Microservice Monitoring, Fault Tolerance, Access Security, and Container Technology Overview

In a microservice architecture, comprehensive monitoring is essential to quickly locate failures; the article introduces three main monitoring categories—log monitoring (using the ELK stack), call‑chain tracing, and metric monitoring based on time‑series databases.

Log monitoring collects unstructured event data from applications and infrastructure, typically using Elasticsearch, Logstash, and Kibana, with Kafka as the ingestion queue.

Call‑chain monitoring tracks request flow across services, defining core concepts such as Trace, Span, and Annotation, and discusses open‑source solutions like CAT, Zipkin, and Pinpoint, comparing their features and suitability.

Metric monitoring focuses on quantitative indicators (Gauges, Counters, Histograms, Meters, Timers) and relies on time‑series databases such as Prometheus, OpenTSDB, and InfluxDB, describing components like PromQL, Alertmanager, and integration with Grafana for visualization.

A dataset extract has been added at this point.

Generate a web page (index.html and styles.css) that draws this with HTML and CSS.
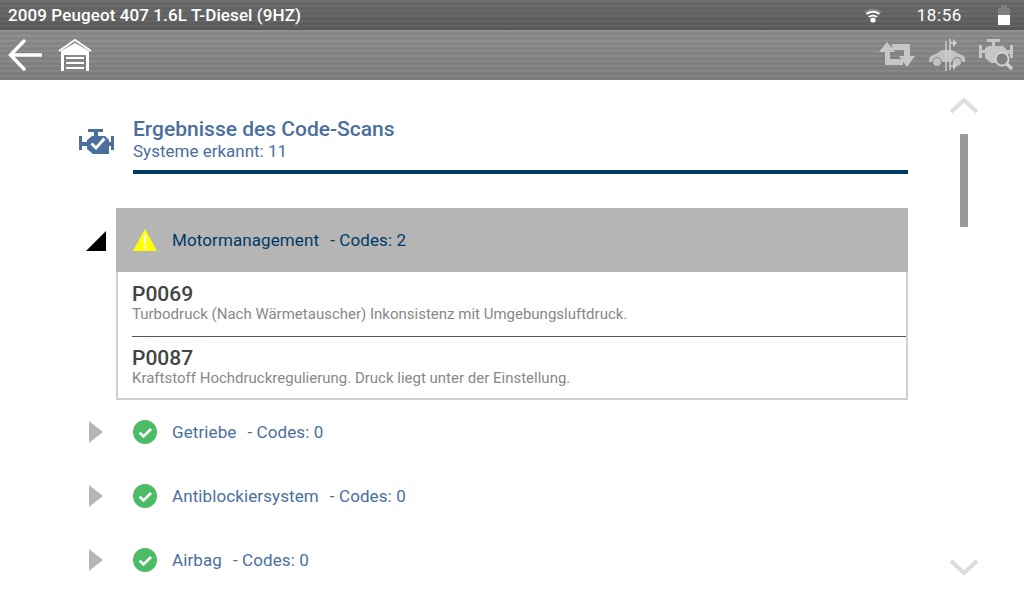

The article outlines a layered microservice monitoring architecture: system layer (CPU, memory, network), application layer (service health, interfaces), and user layer (business‑level metrics), highlighting key indicators like latency, request volume, and error rate.

Fault‑tolerance isolation is presented as a way to limit the impact of service failures, covering risk types (single‑machine, single‑datacenter, cross‑datacenter) and mitigation strategies including timeout, rate limiting, degradation, asynchronous buffering, and circuit‑breaker patterns with states Closed, Open, and Half‑Open.

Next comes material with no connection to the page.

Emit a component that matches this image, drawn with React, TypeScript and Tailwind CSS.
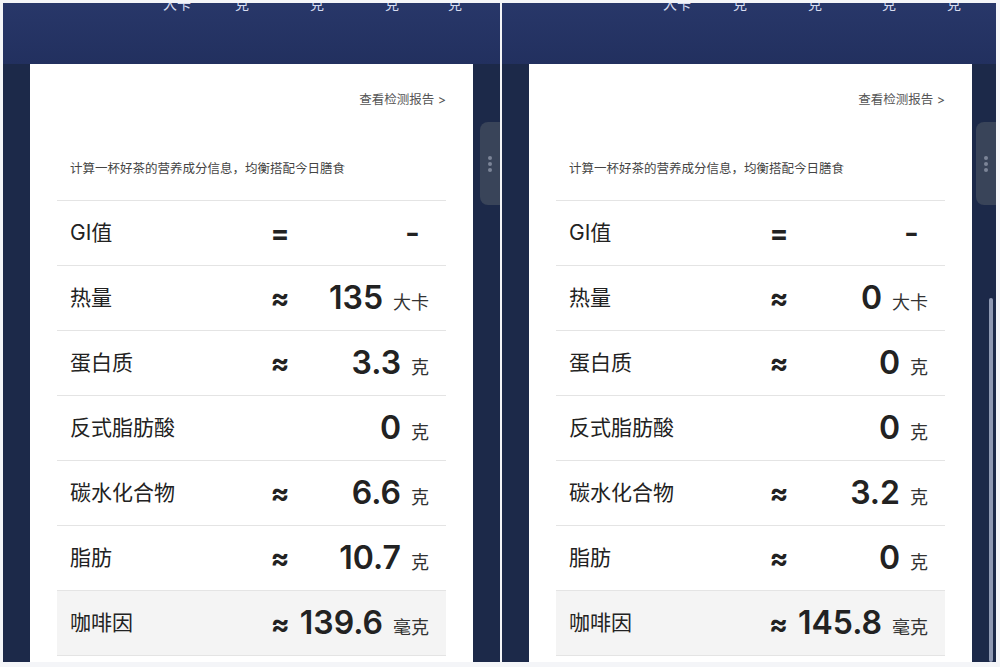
type Row = {
  label: string;
  sign: string;
  value: string;
  unit?: string;
  shaded?: boolean;
};

const left: Row[] = [
  { label: "GI值", sign: "=", value: "-" },
  { label: "热量", sign: "≈", value: "135", unit: "大卡" },
  { label: "蛋白质", sign: "≈", value: "3.3", unit: "克" },
  { label: "反式脂肪酸", sign: "", value: "0", unit: "克" },
  { label: "碳水化合物", sign: "≈", value: "6.6", unit: "克" },
  { label: "脂肪", sign: "≈", value: "10.7", unit: "克" },
  { label: "咖啡因", sign: "≈", value: "139.6", unit: "毫克", shaded: true },
];

const right: Row[] = [
  { label: "GI值", sign: "=", value: "-" },
  { label: "热量", sign: "≈", value: "0", unit: "大卡" },
  { label: "蛋白质", sign: "≈", value: "0", unit: "克" },
  { label: "反式脂肪酸", sign: "", value: "0", unit: "克" },
  { label: "碳水化合物", sign: "≈", value: "3.2", unit: "克" },
  { label: "脂肪", sign: "≈", value: "0", unit: "克" },
  { label: "咖啡因", sign: "≈", value: "145.8", unit: "毫克", shaded: true },
];

function NutritionRow({ row }: { row: Row }) {
  if (row.shaded) {
    return (
      <div className="flex items-center h-[65px] pl-[13px] pr-[17px] border-b border-[#e4e4e4] bg-[#f4f4f4]">
        <div className="text-[21px] text-[#222]">{row.label}</div>
        <div className="flex-1 flex justify-end items-baseline">
          <span className="text-[28px] font-bold text-[#222] mr-[10px]">≈</span>
          <span className="text-[32px] font-semibold text-[#222]">{row.value}</span>
          <span className="text-[18px] text-[#333] ml-[10px]">{row.unit}</span>
        </div>
      </div>
    );
  }
  return (
    <div className="flex items-center h-[65px] pl-[13px] pr-[17px] border-b border-[#e4e4e4]">
      <div className="w-[200px] text-[21px] text-[#222]">{row.label}</div>
      <div className="w-[20px] text-center text-[28px] font-bold text-[#222]">{row.sign}</div>
      <div className="flex-1 flex justify-end items-baseline">
        <span className={`text-[32px] font-semibold text-[#222] ${row.value === "-" ? "mr-[9px]" : ""}`}>
          {row.value}
        </span>
        {row.unit && <span className="text-[18px] text-[#333] ml-[10px]">{row.unit}</span>}
      </div>
    </div>
  );
}

function Panel({ rows, offsets, scrollbar }: { rows: Row[]; offsets: number[]; scrollbar?: boolean }) {
  const units = ["大卡", "克", "克", "克", "克"];
  return (
    <div className="relative h-[659px] flex flex-col bg-[#1c2949] overflow-hidden">
      <div className="h-[61px] shrink-0 bg-gradient-to-b from-[#283769] to-[#22305f] overflow-hidden">
        <div className="flex -mt-[6px] text-[14px] leading-none text-[#d6dcef]">
          {units.map((u, i) => (
            <span key={i} style={{ marginLeft: offsets[i] }}>
              {u}
            </span>
          ))}
        </div>
      </div>
      <div className="flex flex-1">
        <div className="w-[27px] shrink-0" />
        <div className="w-[443px] shrink-0 bg-white px-[27px]">
          <div className="flex justify-end mt-[27px] text-[12.5px] text-[#555]">查看检测报告 &gt;</div>
          <div className="mt-[50px] pl-[13px] text-[12.5px] text-[#444]">计算一杯好茶的营养成分信息，均衡搭配今日膳食</div>
          <div className="mt-[21px] border-t border-[#e4e4e4]">
            {rows.map((r) => (
              <NutritionRow key={r.label} row={r} />
            ))}
          </div>
        </div>
        <div className="flex-1" />
      </div>
      <div className="absolute right-0 top-[119px] w-[20px] h-[83px] rounded-l-[8px] bg-[#394459] flex flex-col items-center justify-center gap-[2px]">
        <span className="w-[4px] h-[4px] rounded-full bg-[#7c8598]" />
        <span className="w-[4px] h-[4px] rounded-full bg-[#7c8598]" />
        <span className="w-[4px] h-[4px] rounded-full bg-[#7c8598]" />
      </div>
      {scrollbar && (
        <div className="absolute right-[3px] top-[295px] bottom-0 w-[4px] rounded-full bg-[#8f99b3]" />
      )}
    </div>
  );
}

export default function App() {
  return (
    <div className="w-[1000px] h-[667px] bg-[#f4f5f8] pt-[3px] pl-[3px] flex gap-[2px] font-['Inter','Noto_Sans_CJK_SC',sans-serif] overflow-hidden">
      <div className="w-[497px]">
        <Panel rows={left} offsets={[160, 44, 61, 61, 49]} />
      </div>
      <div className="w-[494px]">
        <Panel rows={right} offsets={[161, 42, 61, 60, 51]} scrollbar />
      </div>
    </div>
  );
}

Hystrix is introduced as a popular open‑source circuit‑breaker, with a step‑by‑step flow diagram illustrating request wrapping, execution modes, cache checks, circuit‑breaker state evaluation, thread‑pool limits, remote call handling, and monitoring collection.

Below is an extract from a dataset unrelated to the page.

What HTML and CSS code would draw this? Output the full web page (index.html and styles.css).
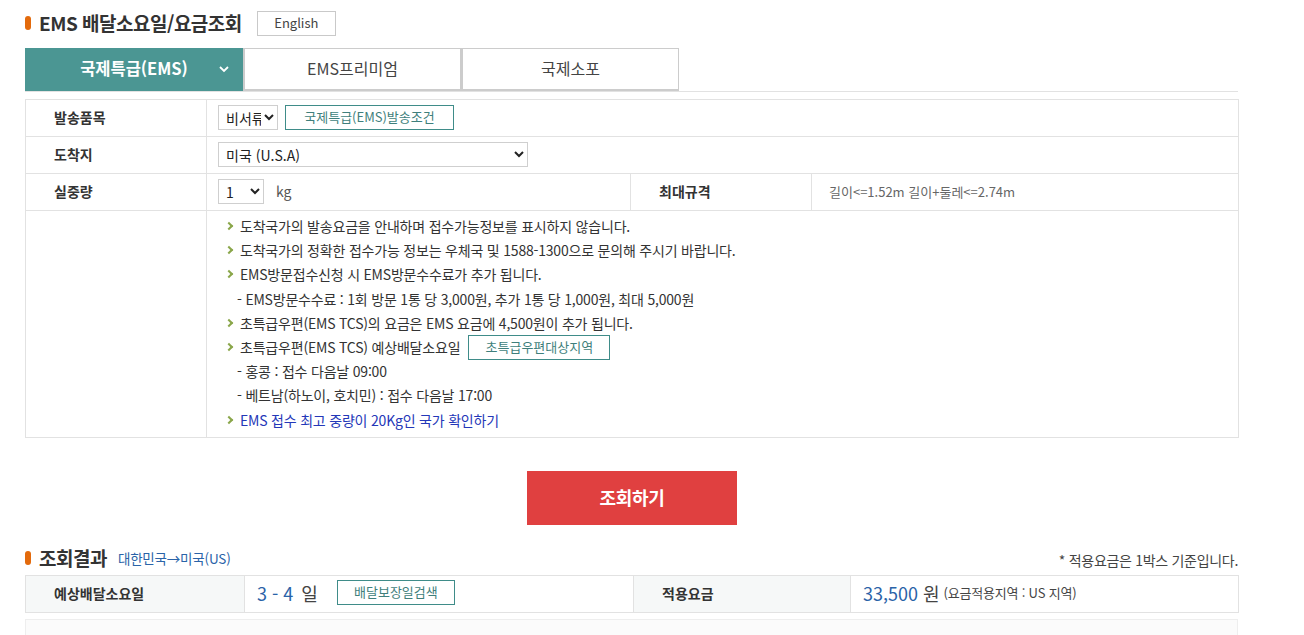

For microservice access security, three models are described: API‑gateway authentication, service‑side autonomous authentication, and token‑based authentication (OAuth2.0). The OAuth2.0 flow, token types (Access Token, Refresh Token, JWT), and four grant types (Authorization Code, Implicit, Resource Owner Password, Client Credentials) are explained.

The article then shifts to container technology, explaining why containers solve environment‑consistency and deployment challenges, contrasting them with virtual machines, and detailing the underlying Linux mechanisms—Namespace for isolation and Cgroups for resource limits.

Container images are described as layered root filesystems (rootfs) built on UnionFS, with immutable lower layers and a writable top layer, enabling reusable base images and efficient distribution.

Finally, container orchestration platforms such as Kubernetes, Mesos, and Omega are mentioned, and the article concludes that the presented concepts give a solid foundation for understanding microservice monitoring, fault tolerance, security, and container‑based deployment.